Alto, corpulento e ostentando
farto bigode preto, aquele primeiro-tenente do Exército deveria fazer tanto
sucesso entre as mulheres, como talvez faça o Kim ‘pançudo’ da Coreia do Norte.
Contudo, apesar de formado na conceituada academia das Agulhas Negras, nosso
protagonista não tinha prestígio entre seus subordinados. Com sonoras
gargalhadas, soldados e cabos mofavam da ignorância daquele oficial com tanto
entusiasmo, que lhe deram por alcunha a enigmática sigla ‘CP’. De minha parte,
confesso ser inocente nesse e em outros ‘crimes’ da farda, mas quando o assunto
era “CP”, eu ficava sempre à espreita e me deliciava com as estórias envolvendo
aquele homem.
Talvez o raro leitor não saiba,
mas o contingente de um quartel é dividido em ‘castas’ – para desculpas da
hierarquia.
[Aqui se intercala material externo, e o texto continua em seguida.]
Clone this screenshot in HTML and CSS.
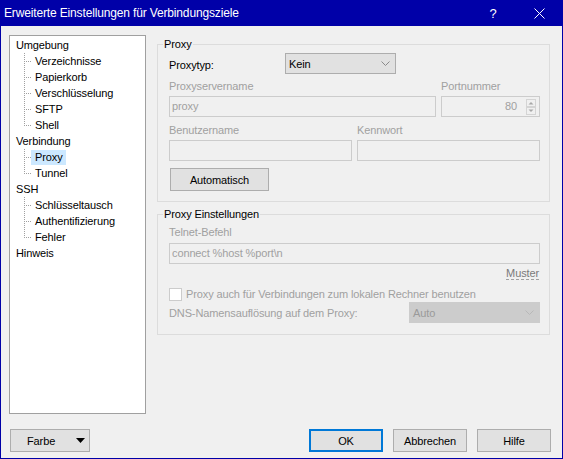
FILE: index.html
```html
<!DOCTYPE html>
<html lang="de">
<head>
<meta charset="UTF-8">
<title>Erweiterte Einstellungen für Verbindungsziele</title>
<link rel="stylesheet" href="styles.css">
</head>
<body>

<div class="window">
	<div class="titlebar">
		<span class="title">Erweiterte Einstellungen für Verbindungsziele</span>
		<span class="cap-btn help">?</span>
		<span class="cap-btn close">
			<svg width="11" height="11" viewBox="0 0 11 11"><path d="M0.5 0.5L10.5 10.5M10.5 0.5L0.5 10.5" stroke="#fff" stroke-width="1" fill="none"/></svg>
		</span>
	</div>

	<div class="body">
		<div class="main">
			<ul class="tree">
				<li class="node"><span class="txt">Umgebung</span></li>
				<li class="node child"><span class="conn"></span><span class="txt">Verzeichnisse</span></li>
				<li class="node child"><span class="conn"></span><span class="txt">Papierkorb</span></li>
				<li class="node child"><span class="conn"></span><span class="txt">Verschlüsselung</span></li>
				<li class="node child"><span class="conn"></span><span class="txt">SFTP</span></li>
				<li class="node child last"><span class="conn"></span><span class="txt">Shell</span></li>
				<li class="node"><span class="txt">Verbindung</span></li>
				<li class="node child sel"><span class="conn"></span><span class="txt">Proxy</span></li>
				<li class="node child last"><span class="conn"></span><span class="txt">Tunnel</span></li>
				<li class="node"><span class="txt">SSH</span></li>
				<li class="node child"><span class="conn"></span><span class="txt">Schlüsseltausch</span></li>
				<li class="node child"><span class="conn"></span><span class="txt">Authentifizierung</span></li>
				<li class="node child last"><span class="conn"></span><span class="txt">Fehler</span></li>
				<li class="node"><span class="txt">Hinweis</span></li>
			</ul>

			<div class="pane">
				<fieldset class="group">
					<legend>Proxy</legend>
					<div class="gbody">
						<div class="type-row">
							<span class="type-label">Proxytyp:</span>
							<div class="combo">
								<span>Kein</span>
								<svg class="chev" width="9" height="5" viewBox="0 0 9 5"><path d="M0.5 0.5L4.5 4.5L8.5 0.5" stroke="#8a8a8a" fill="none"/></svg>
							</div>
						</div>

						<div class="lbl-row">
							<span class="lbl-host">Proxyservername</span>
							<span>Portnummer</span>
						</div>
						<div class="in-row">
							<div class="field host">proxy</div>
							<div class="field port">
								<span>80</span>
								<svg class="spin" width="10" height="16" viewBox="0 0 10 16">
									<rect x="0.5" y="0.5" width="9" height="7" fill="none" stroke="#d4d4d4"/>
									<rect x="0.5" y="8.5" width="9" height="7" fill="none" stroke="#d4d4d4"/>
									<path d="M2.5 5.5L5 3L7.5 5.5Z" fill="#a8a8a8"/>
									<path d="M2.5 10.5L5 13L7.5 10.5Z" fill="#a8a8a8"/>
								</svg>
							</div>
						</div>

						<div class="lbl-row">
							<span class="lbl-user">Benutzername</span>
							<span>Kennwort</span>
						</div>
						<div class="in-row">
							<div class="field half"></div>
							<div class="field half"></div>
						</div>

						<div class="btn auto">Automatisch</div>
					</div>
				</fieldset>

				<fieldset class="group second">
					<legend>Proxy Einstellungen</legend>
					<div class="gbody">
						<div class="lbl-row first">
							<span>Telnet-Befehl</span>
						</div>
						<div class="field wide">connect %host %port\n</div>
						<div class="muster-row"><span class="muster">Muster</span></div>
						<div class="chk-row">
							<span class="box"></span>
							<span>Proxy auch für Verbindungen zum lokalen Rechner benutzen</span>
						</div>
						<div class="dns-row">
							<span>DNS-Namensauflösung auf dem Proxy:</span>
							<div class="combo dis">
								<span>Auto</span>
								<svg class="chev" width="9" height="5" viewBox="0 0 9 5"><path d="M0.5 0.5L4.5 4.5L8.5 0.5" stroke="#b8b8b8" fill="none"/></svg>
							</div>
						</div>
					</div>
				</fieldset>
			</div>
		</div>

		<div class="footer">
			<div class="btn farbe">
				<span>Farbe</span>
				<svg class="drop" width="9" height="5" viewBox="0 0 9 5"><path d="M0 0H9L4.5 5Z" fill="#000"/></svg>
			</div>
			<div class="actions">
				<div class="btn action default">OK</div>
				<div class="btn action">Abbrechen</div>
				<div class="btn action">Hilfe</div>
			</div>
		</div>
	</div>
</div>

</body>
</html>
```

FILE: styles.css
```css
* {
	box-sizing: border-box;
	margin: 0;
	padding: 0;
}
html, body {
	background: #f0f0f0;
	color: #000;
}
body {
	font-family: "Liberation Sans", Arial, sans-serif;
	font-size: 11px;
	letter-spacing: -0.12px;
	width: 563px;
	height: 459px;
	overflow: hidden;
}

.window {
	width: 563px;
	height: 459px;
	border: 1px solid #0000a8;
	border-top: 0;
	display: flex;
	flex-direction: column;
}

/* title bar */
.titlebar {
	height: 26px;
	flex: none;
	background: #0000a8;
	color: #fff;
	display: flex;
	align-items: center;
	padding-left: 3px;
}
.title {
	flex: 1;
	font-size: 12px;
	letter-spacing: -0.15px;
}
.cap-btn {
	width: 46px;
	height: 26px;
	display: flex;
	align-items: center;
	justify-content: center;
}
.help {
	font-size: 13px;
}

.body {
	flex: 1;
	padding: 9px 11px 6px 8px;
	display: flex;
	flex-direction: column;
}
.main {
	display: flex;
	gap: 11px;
	height: 379px;
}

/* tree */
.tree {
	width: 137px;
	height: 379px;
	flex: none;
	background: #fff;
	border: 1px solid #a0a0a0;
	padding: 1px 0 0 3px;
	list-style: none;
}
.node {
	display: flex;
	align-items: flex-end;
	height: 16px;
	line-height: 15px;
}
.node .txt {
	height: 15px;
	padding: 0 3px;
	white-space: nowrap;
}
.child .txt {
	padding: 0 3px 0 4px;
}
.conn {
	flex: none;
	align-self: stretch;
	width: 7px;
	margin-left: 11px;
	background:
		repeating-linear-gradient(180deg, #a0a0a0 0 1px, transparent 1px 2px) 0 0 / 1px 100% no-repeat,
		repeating-linear-gradient(90deg, #a0a0a0 0 1px, transparent 1px 2px) 0 8px / 100% 1px no-repeat;
}
.last .conn {
	background:
		repeating-linear-gradient(180deg, #a0a0a0 0 1px, transparent 1px 2px) 0 0 / 1px 9px no-repeat,
		repeating-linear-gradient(90deg, #a0a0a0 0 1px, transparent 1px 2px) 0 8px / 100% 1px no-repeat;
}
.sel .txt {
	background: #cce8ff;
}

/* right side */
.pane {
	flex: 1;
	padding-top: 2px;
}
.group {
	width: 393px;
	border: 1px solid #dcdcdc;
	padding: 1px 9px 10px 5px;
	min-inline-size: 0;
}
.group legend {
	padding: 0 1px;
	line-height: 15px;
}
.group.second {
	margin-top: 5px;
	padding-bottom: 11px;
	padding-top: 0;
}
.gbody {
	margin-left: 6px;
}

.type-row {
	display: flex;
	align-items: center;
	height: 21px;
}
.type-label {
	width: 116px;
	padding-top: 3px;
}

.combo {
	width: 111px;
	height: 21px;
	background: #e1e1e1;
	border: 1px solid #adadad;
	display: flex;
	align-items: center;
	justify-content: space-between;
	padding: 0 5px 0 3px;
}
.combo.dis {
	width: 131px;
	background: #cccccc;
	border-color: #cccccc;
	color: #9a9a9a;
}

.lbl-row {
	display: flex;
	margin-top: 5px;
	line-height: 15px;
	color: #a0a0a0;
}
.lbl-row + .lbl-row, .in-row + .lbl-row {
	margin-top: 6px;
}
.lbl-row.first {
	margin-top: 3px;
}
.lbl-host {
	width: 272px;
}
.lbl-user {
	width: 188px;
}

.in-row {
	display: flex;
	gap: 5px;
	margin-top: 2px;
}
.field {
	height: 21px;
	border: 1px solid #cccccc;
	color: #a0a0a0;
	padding-left: 2px;
	line-height: 19px;
	white-space: nowrap;
}
.host {
	width: 267px;
}
.port {
	width: 99px;
	display: flex;
	align-items: center;
	justify-content: flex-end;
	padding-right: 3px;
}
.spin {
	margin-left: 9px;
	display: block;
}
.half {
	width: 183px;
}
.wide {
	width: 371px;
	margin-top: 3px;
}

.btn {
	height: 23px;
	background: #e1e1e1;
	border: 1px solid #adadad;
	display: flex;
	align-items: center;
	justify-content: center;
	white-space: nowrap;
}
.btn.auto {
	width: 99px;
	margin: 7px 0 0 1px;
}

.muster-row {
	margin-top: 2px;
	height: 15px;
	line-height: 15px;
	text-align: right;
	color: #7a7a7a;
	padding-right: 1px;
}
.muster {
	text-decoration: underline dashed #a0a0a0;
	text-underline-offset: 2px;
}

.chk-row {
	display: flex;
	align-items: center;
	height: 16px;
	margin-top: 5px;
	color: #a0a0a0;
	white-space: nowrap;
}
.box {
	width: 13px;
	height: 13px;
	background: #fff;
	border: 1px solid #cccccc;
	margin-right: 4px;
	flex: none;
}

.dns-row {
	display: flex;
	align-items: center;
	justify-content: space-between;
	height: 21px;
	color: #a0a0a0;
}

/* footer */
.footer {
	display: flex;
	margin-top: 15px;
	height: 23px;
}
.btn.farbe {
	width: 80px;
	margin-left: 1px;
	justify-content: flex-start;
	padding: 0 4px 0 16px;
}
.drop {
	margin-left: auto;
}
.actions {
	margin-left: auto;
	display: flex;
	gap: 10px;
}
.btn.action {
	width: 74px;
}
.btn.default {
	border: 2px solid #0078d7;
}
```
No topo, há os oficiais (tenentes, capitães etc.); depois os
graduados (sargentos e subtenentes); por fim, a ralé (cabos e soldados). O
cidadão civil, denominado ‘paisano’ no jargão militar, era sempre visto com desconfiança
naquele meio. As maliciosas línguas sempre diziam que “paisano em quartel é
mulher de soldado”.
Pelo menos no tempo em que servi,
os oficiais dificilmente chamavam alguém da ‘casta inferior’ pelo nome. Era
comum, no pavilhão superior do prédio, um oficial debruçar-se sobre a
balaustrada à espera de um soldado de passagem pelo pátio. À primeira “vítima”,
bradava: “Oooooô... Soldado!”. Muitas vezes eu ouvia e me fingia de surdo,
escapando apressado dali. Saía da mira do cara e vazava para o alojamento, ou
garagem, ou rancho, ou não-sei-pra-onde, fugindo de enfadonhas tarefas.
Certa vez, houve um temporal e o
aguaceiro inundou várias repartições do quartel. O CP era um dos homens
encarregados de avaliar o estrago e encaminhar soluções. Dirigiu-se a mim, sem
citar meu nome, é claro, e me conduziu ao paiol – onde se guardam munições e
explosivos. Estava tudo alagado, um caos. E aí, o CP cofiou o bigode, sem saber
o que fazer, e lascou esta: “Essa chuva foi com ‘xis’ maiúsculo!”, disse em
carregado ‘carioquês’. Essa foi
apenas uma constatação que justificou a maledicência dando conta de que o CP
não passara no exame de ingresso à academia, mas que o diretor da instituição
arrumou um jeito para ele entrar, não se sabe como. Sabe-se, porém, que o
diretor era um coronel, e que esse coronel, por coincidência, era o pai do CP.
Só isso.
Tempos depois, o CP, já há muito desconfiado, interpelou alguém,
querendo que lhe explicasse o significado de ‘CP’. Por sorte havia um cabo cujo
nome salvou o soldado. “Tenente, ‘CP’ é o cabo Prudente. O senhor não sabia?”
Nem sei por que escrevi esta
crônica. Ou sei: talvez seja porque temos na Presidência um contemporâneo e
colega de academia do PC. Tudo a ver com o título.